Air University Review, May-June 1971

Navigational Requirements
for Tactical Weapon Systems

Colonel Edward H. Curtis

The weapon systems of the future are dependent on the research being accomplished today, and in many instances they will be dictated as a consequence of this research. An essential aspect of research relative to tactical weapon systems is tactical navigation for airborne weapon systems. A continuing requirement exists to provide the crew of the manned airborne weapon system with a navigational and/or guidance system that will insure the utmost in accuracy and reliability. If the factor of reliability can be achieved at the desired level, mission success can be viewed with a high degree of confidence.

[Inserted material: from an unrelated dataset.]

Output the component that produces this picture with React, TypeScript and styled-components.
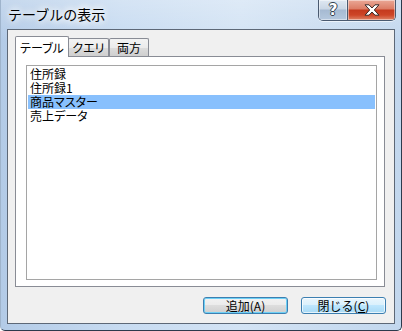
import React from 'react'
import styled, { createGlobalStyle, css } from 'styled-components'

const GlobalStyle = createGlobalStyle`
  html, body {
    margin: 0;
    padding: 0;
    background: #fff;
  }
  body {
    font-family: "Noto Sans CJK JP", "Noto Sans", sans-serif;
    font-size: 12px;
    color: #000;
  }
`

const Window = styled.div`
  width: 402px;
  height: 331px;
  box-sizing: border-box;
  display: flex;
  flex-direction: column;
  border-left: 1px solid #9fb4cc;
  border-right: 1px solid #2c3a4c;
  border-bottom: 1px solid #2c3a4c;
  border-radius: 0 0 5px 5px;
  background:
    linear-gradient(to bottom, rgba(255, 255, 255, 0.25), rgba(255, 255, 255, 0) 40px),
    linear-gradient(to right, #b3cbe7 0%, #c7dbf1 30%, #d3e3f4 60%, #c2d7ee 100%);
  overflow: hidden;
`

const TitleBar = styled.div`
  height: 29px;
  flex: none;
  display: flex;
  align-items: flex-start;
  justify-content: space-between;
  padding: 0 5px 0 7px;
`

const Title = styled.div`
  font-size: 14px;
  line-height: 14px;
  margin-top: 7px;
  color: #000;
  text-shadow: 0 0 6px #fff, 0 0 8px #fff, 0 0 10px rgba(255, 255, 255, 0.9);
`

const Caption = styled.div`
  display: flex;
  height: 20px;
  border: 1px solid #4a5a70;
  border-top: none;
  border-radius: 0 0 5px 5px;
  overflow: hidden;
  box-shadow: 0 1px 0 rgba(255, 255, 255, 0.6);
`

const CapButton = styled.div<{ $kind: 'help' | 'close' }>`
  height: 20px;
  display: flex;
  align-items: center;
  justify-content: center;
  box-shadow: inset 0 0 0 1px rgba(255, 255, 255, 0.45);
  ${(p) =>
    p.$kind === 'help'
      ? css`
          width: 28px;
          border-right: 1px solid #4a5a70;
          background: linear-gradient(#dfe8f2 0%, #c9d6e5 45%, #a6bad2 50%, #b5c8de 100%);
          color: #fff;
          font-family: "DejaVu Sans", sans-serif;
          font-weight: bold;
          font-size: 15px;
          line-height: 15px;
          text-shadow: -1px 0 #33414f, 1px 0 #33414f, 0 -1px #33414f, 0 1px #33414f;
        `
      : css`
          width: 47px;
          background: linear-gradient(#eaa896 0%, #dc7c65 45%, #c43a1e 50%, #cd4527 75%, #de8366 100%);
        `}
`

const Client = styled.div`
  flex: 1;
  margin: 0 6px 6px 6px;
  border: 1px solid #5d6877;
  background: #f0f0f0;
  display: flex;
  flex-direction: column;
  padding: 6px 8px 9px 7px;
`

const Tabs = styled.div`
  height: 251px;
  margin-right: 1px;
  display: flex;
  flex-direction: column;
`

const TabStrip = styled.div`
  display: flex;
  align-items: flex-start;
  height: 20px;
  position: relative;
  z-index: 1;
`

const Tab = styled.div<{ $active?: boolean; $w: number }>`
  box-sizing: border-box;
  width: ${(p) => p.$w}px;
  border: 1px solid #898c95;
  border-bottom: none;
  border-radius: 2px 2px 0 0;
  display: flex;
  align-items: center;
  justify-content: center;
  font-feature-settings: "palt";
  ${(p) =>
    p.$active
      ? css`
          height: 21px;
          background: #fff;
        `
      : css`
          height: 18px;
          margin-top: 2px;
          background: linear-gradient(#f3f3f3 0%, #ebebeb 50%, #dddddd 50%, #cfcfcf 100%);
        `}
  &:nth-child(2) {
    margin-left: -1px;
  }
`

const Panel = styled.div`
  flex: 1;
  border: 1px solid #898c95;
  background: #fff;
  display: flex;
  padding: 8px 7px 6px 10px;
`

const ListBox = styled.div`
  flex: 1;
  border: 1px solid #a5a5a5;
  padding: 1px;
  display: flex;
  flex-direction: column;
`

const Item = styled.div<{ $selected?: boolean }>`
  height: 14px;
  line-height: 14px;
  padding-left: 2px;
  white-space: nowrap;
  font-feature-settings: "palt";
  background: ${(p) => (p.$selected ? '#88c0fd' : 'transparent')};
`

const Footer = styled.div`
  margin-top: 10px;
  display: flex;
  justify-content: flex-end;
  gap: 13px;
`

const Button = styled.div<{ $variant: 'default' | 'hover' }>`
  box-sizing: border-box;
  width: 85px;
  height: 17px;
  border-radius: 3px;
  border: 1px solid #3c7fb1;
  display: flex;
  align-items: center;
  justify-content: center;
  font-size: 12px;
  line-height: 12px;
  ${(p) =>
    p.$variant === 'default'
      ? css`
          background: linear-gradient(#f2f2f2 0%, #ebebeb 50%, #dddddd 50%, #cfcfcf 100%);
          box-shadow: inset 0 0 0 1px #6ed0f5;
        `
      : css`
          background: linear-gradient(#eaf6fd 0%, #d9f0fc 50%, #bee6fd 50%, #a7d9f5 100%);
          box-shadow: inset 0 0 0 1px rgba(255, 255, 255, 0.7);
        `}
  u {
    text-decoration: underline;
    text-underline-offset: 1px;
  }
`

const items = ['住所録', '住所録1', '商品マスター', '売上データ']

const App = () => {
  return (
    <>
      <GlobalStyle />
      <Window>
        <TitleBar>
          <Title>テーブルの表示</Title>
          <Caption>
            <CapButton $kind="help">?</CapButton>
            <CapButton $kind="close">
              <svg width="16" height="12" viewBox="0 0 16 12">
                <path
                  d="M1 0.8 H5 L8 4 L11 0.8 H15 L10.3 6 L15 11.2 H11 L8 8 L5 11.2 H1 L5.7 6 Z"
                  fill="#fff"
                  stroke="#3a2a28"
                  strokeWidth="1"
                  strokeLinejoin="round"
                />
              </svg>
            </CapButton>
          </Caption>
        </TitleBar>
        <Client>
          <Tabs>
            <TabStrip>
              <Tab $active $w={54}>テーブル</Tab>
              <Tab $w={41}>クエリ</Tab>
              <Tab $w={40}>両方</Tab>
            </TabStrip>
            <Panel>
              <ListBox>
                {items.map((name) => (
                  <Item key={name} $selected={name === '商品マスター'}>
                    {name}
                  </Item>
                ))}
              </ListBox>
            </Panel>
          </Tabs>
          <Footer>
            <Button $variant="default">追加(A)</Button>
            <Button $variant="hover">
              閉じる(<u>C</u>)
            </Button>
          </Footer>
        </Client>
      </Window>
    </>
  )
}

export default App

The task of the designer of airborne navigation systems is immeasurably complicated by the demand for ultra highspeed airborne weapon systems with increasing quantities of complex electronic subsystems and a more stringent demand for reduced size and weight of components. Regardless of the infusion of these problems into the research and design effort, scientific and technological capability permits an optimistic view of an attainable goal. Evidence that the goal is in sight is underscored by the design trend toward microminiaturized electronic components, microintegrated electronic circuitry, hybrid circuit elements, new assembly techniques, and simplicity in lieu of complexity.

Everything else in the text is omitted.